Here are my five favorite ways to take terrific travel photos anywhere…

1. Just start shooting 

(Image credit: Future)

It’s rare that I ever choose to go on holiday to the same place twice, so I just start taking photographs – the minute you land, your travel images can begin. This isn’t the time to worry about saving data on your SD card, so make every moment count!

2. Get a feel for the place

(Image credit: Future)

Try to gain an understanding of where the locals go and immerse yourself in their culture. Always expose for the brighter parts of the frame – some darker subjects with detail look far better than blown-out highlights dominating the background
of your shots.
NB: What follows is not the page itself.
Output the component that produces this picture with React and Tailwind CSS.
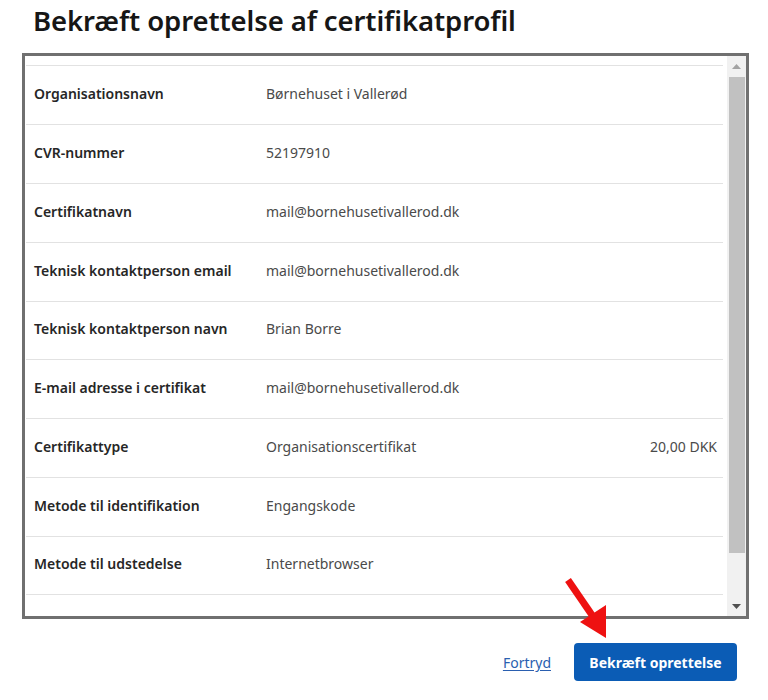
import React from "react";

const rows = [
  ["Organisationsnavn", "Børnehuset i Vallerød", "", "h-[59px]"],
  ["CVR-nummer", "52197910", "", "h-[59px]"],
  ["Certifikatnavn", "mail@bornehusetivallerod.dk", "", "h-[59px]"],
  ["Teknisk kontaktperson email", "mail@bornehusetivallerod.dk", "", "h-[59px]"],
  ["Teknisk kontaktperson navn", "Brian Borre", "", "h-[58px]"],
  ["E-mail adresse i certifikat", "mail@bornehusetivallerod.dk", "", "h-[59px]"],
  ["Certifikattype", "Organisationscertifikat", "20,00 DKK", "h-[59px]"],
  ["Metode til identifikation", "Engangskode", "", "h-[59px]"],
  ["Metode til udstedelse", "Internetbrowser", "", "h-[58px]"],
];

export default function App() {
  return (
    <div
      className="relative w-[768px] h-[700px] bg-white overflow-hidden"
      style={{ fontFamily: '"Noto Sans", "Open Sans", sans-serif' }}
    >
      <h1 className="pl-[33px] pt-[1px] h-[53px] text-[27.5px] leading-[40px] font-semibold text-[#161616] tracking-[-0.1px]">
        Bekræft oprettelse af certifikatprofil
      </h1>
      <div className="ml-[22px] w-[727px] h-[566px] border-[3px] border-[#707070] flex">
        <div className="flex-1 pr-[4px] pl-[1px] pt-[9px]">
          <div className="border-t border-[#e2e2e2]">
            {rows.map(([label, value, extra, h]) => (
              <div
                key={label}
                className={`${h} border-b border-[#e2e2e2] flex items-center pl-[8px] pr-[6px] pb-[4px] text-[14px]`}
              >
                <div className="w-[232px] font-semibold text-[#262626]">{label}</div>
                <div className="flex-1 text-[#4a4a4a]">{value}</div>
                {extra && <div className="text-[#4a4a4a]">{extra}</div>}
              </div>
            ))}
          </div>
        </div>
        <div className="w-[19px] bg-[#f1f1f1] flex flex-col items-center">
          <div className="h-[21px] flex items-center justify-center">
            <svg width="9" height="5" viewBox="0 0 9 5">
              <polygon points="0,5 9,5 4.5,0" fill="#a3a3a3" />
            </svg>
          </div>
          <div className="w-[16px] h-[476px] bg-[#c1c1c1]" />
          <div className="flex-1 flex items-end justify-center pb-[7px]">
            <svg width="9" height="5" viewBox="0 0 9 5">
              <polygon points="0,0 9,0 4.5,5" fill="#505050" />
            </svg>
          </div>
        </div>
      </div>
      <div className="flex items-center justify-end gap-[23px] pr-[31px] pt-[24px]">
        <a className="text-[14px] text-[#2a5fb0] underline underline-offset-2">Fortryd</a>
        <button className="w-[163px] h-[38px] rounded-[4px] bg-[#0b5cb5] text-white text-[14px] font-bold">
          Bekræft oprettelse
        </button>
      </div>
      <svg
        className="absolute left-[560px] top-[574px]"
        width="60"
        height="70"
        viewBox="0 0 60 70"
      >
        <line x1="8" y1="6" x2="34" y2="44" stroke="#ee1111" strokeWidth="7" strokeLinecap="butt" />
        <polygon points="20,48 46,31 46,64" fill="#ee1111" />
      </svg>
    </div>
  );
}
If you aren’t shooting in manual mode, then you can use exposure compensation to be safe.

 What is exposure compensation and when should I use it?

3. Experiment with shutter speeds

(Image credit: Future)

Mingling with a group of local people, I found myself on a commuter bus with hotel workers. I switched to a slower shutter speed of 1/4 sec and allowed the rickety old bus to create a sense of motion in the scene. Using some technical tricks and shooting smart can bring an aspect of storytelling into your images.

4. Get up early

(Image credit: Future)

There’s something special about watching a town or city wake up. You will get some time to explore the streets alone and speak to locals. You can glean useful information on places to photograph that are away from the usual tourist spots.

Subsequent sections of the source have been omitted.